>>>>

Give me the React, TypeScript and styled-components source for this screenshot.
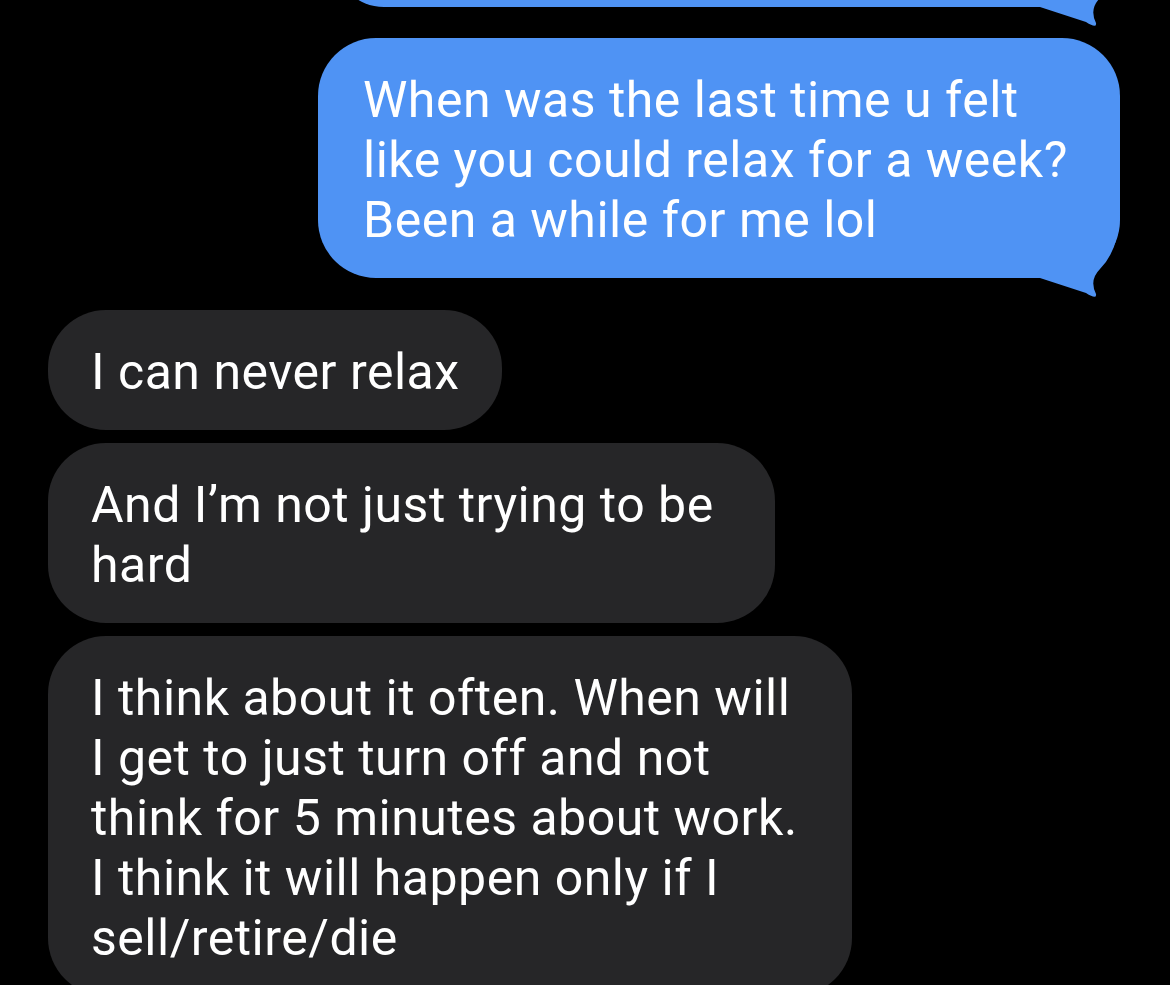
import React from "react";
import styled, { createGlobalStyle } from "styled-components";

const Global = createGlobalStyle`
  html, body {
    margin: 0;
    padding: 0;
    background: #000;
    overflow: hidden;
  }
  body {
    font-family: Roboto, "Liberation Sans", Arial, sans-serif;
  }
`;

const Screen = styled.div`
  width: 1170px;
  height: 985px;
  background: #000;
  overflow: hidden;
`;

const Thread = styled.div`
  display: flex;
  flex-direction: column;
  padding: 0 50px 0 48px;
  margin-top: -93px;
`;

const Bubble = styled.div<{ $out?: boolean; $w: number; $gap: number; $h?: number }>`
  position: relative;
  box-sizing: border-box;
  align-self: ${(p) => (p.$out ? "flex-end" : "flex-start")};
  width: ${(p) => p.$w}px;
  ${(p) => (p.$h ? `height: ${p.$h}px;` : "")}
  margin-top: ${(p) => p.$gap}px;
  padding: 32px 20px 28px ${(p) => (p.$out ? 45 : 43)}px;
  border-radius: 58px;
  background: ${(p) => (p.$out ? "#4f93f4" : "#262628")};
  color: #fff;
  font-size: 50px;
  line-height: 60px;
  letter-spacing: 0.5px;
  white-space: nowrap;
`;

const Line = styled.div``;

const TailSvg = styled.svg`
  position: absolute;
  right: 0;
  bottom: -22px;
  width: 80px;
  height: 100px;
  display: block;
`;

function Tail({ color }: { color: string }) {
  return (
    <TailSvg viewBox="0 0 80 100">
      <path
        d="M0,78 L46,93 Q57,100 56,94 Q49,80 60,69 Q79,50 80,12 L80,0 L0,0 Z"
        fill={color}
      />
    </TailSvg>
  );
}

type Msg = { out?: boolean; w: number; gap: number; h?: number; lines: string[] };

const messages: Msg[] = [
  { out: true, w: 786, gap: 0, h: 100, lines: [] },
  {
    out: true,
    w: 802,
    gap: 31,
    lines: [
      "When was the last time u felt",
      "like you could relax for a week?",
      "Been a while for me lol",
    ],
  },
  { w: 454, gap: 32, lines: ["I can never relax"] },
  { w: 727, gap: 13, lines: ["And I\u2019m not just trying to be", "hard"] },
  {
    w: 804,
    gap: 13,
    lines: [
      "I think about it often. When will",
      "I get to just turn off and not",
      "think for 5 minutes about work.",
      "I think it will happen only if I",
      "sell/retire/die",
    ],
  },
];

export default function App() {
  return (
    <Screen>
      <Global />
      <Thread>
        {messages.map((m, i) => (
          <Bubble key={i} $out={m.out} $w={m.w} $gap={m.gap} $h={m.h}>
            {m.lines.map((l, j) => (
              <Line key={j}>{l}</Line>
            ))}
            {m.out && <Tail color="#4f93f4" />}
          </Bubble>
        ))}
      </Thread>
    </Screen>
  );
}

<<<<

■ **Problem to solve**:
Copy the data exactly. Any picture it contains is to be omitted.

■ **Solution to the exercise**:
Give me the React, TypeScript and styled-components source for this screenshot.
import React from "react";
import styled, { createGlobalStyle } from "styled-components";

const Global = createGlobalStyle`
  html, body {
    margin: 0;
    padding: 0;
    background: #000;
    overflow: hidden;
  }
  body {
    font-family: Roboto, "Liberation Sans", Arial, sans-serif;
  }
`;

const Screen = styled.div`
  width: 1170px;
  height: 985px;
  background: #000;
  overflow: hidden;
`;

const Thread = styled.div`
  display: flex;
  flex-direction: column;
  padding: 0 50px 0 48px;
  margin-top: -93px;
`;

const Bubble = styled.div<{ $out?: boolean; $w: number; $gap: number; $h?: number }>`
  position: relative;
  box-sizing: border-box;
  align-self: ${(p) => (p.$out ? "flex-end" : "flex-start")};
  width: ${(p) => p.$w}px;
  ${(p) => (p.$h ? `height: ${p.$h}px;` : "")}
  margin-top: ${(p) => p.$gap}px;
  padding: 32px 20px 28px ${(p) => (p.$out ? 45 : 43)}px;
  border-radius: 58px;
  background: ${(p) => (p.$out ? "#4f93f4" : "#262628")};
  color: #fff;
  font-size: 50px;
  line-height: 60px;
  letter-spacing: 0.5px;
  white-space: nowrap;
`;

const Line = styled.div``;

const TailSvg = styled.svg`
  position: absolute;
  right: 0;
  bottom: -22px;
  width: 80px;
  height: 100px;
  display: block;
`;

function Tail({ color }: { color: string }) {
  return (
    <TailSvg viewBox="0 0 80 100">
      <path
        d="M0,78 L46,93 Q57,100 56,94 Q49,80 60,69 Q79,50 80,12 L80,0 L0,0 Z"
        fill={color}
      />
    </TailSvg>
  );
}

type Msg = { out?: boolean; w: number; gap: number; h?: number; lines: string[] };

const messages: Msg[] = [
  { out: true, w: 786, gap: 0, h: 100, lines: [] },
  {
    out: true,
    w: 802,
    gap: 31,
    lines: [
      "When was the last time u felt",
      "like you could relax for a week?",
      "Been a while for me lol",
    ],
  },
  { w: 454, gap: 32, lines: ["I can never relax"] },
  { w: 727, gap: 13, lines: ["And I\u2019m not just trying to be", "hard"] },
  {
    w: 804,
    gap: 13,
    lines: [
      "I think about it often. When will",
      "I get to just turn off and not",
      "think for 5 minutes about work.",
      "I think it will happen only if I",
      "sell/retire/die",
    ],
  },
];

export default function App() {
  return (
    <Screen>
      <Global />
      <Thread>
        {messages.map((m, i) => (
          <Bubble key={i} $out={m.out} $w={m.w} $gap={m.gap} $h={m.h}>
            {m.lines.map((l, j) => (
              <Line key={j}>{l}</Line>
            ))}
            {m.out && <Tail color="#4f93f4" />}
          </Bubble>
        ))}
      </Thread>
    </Screen>
  );
}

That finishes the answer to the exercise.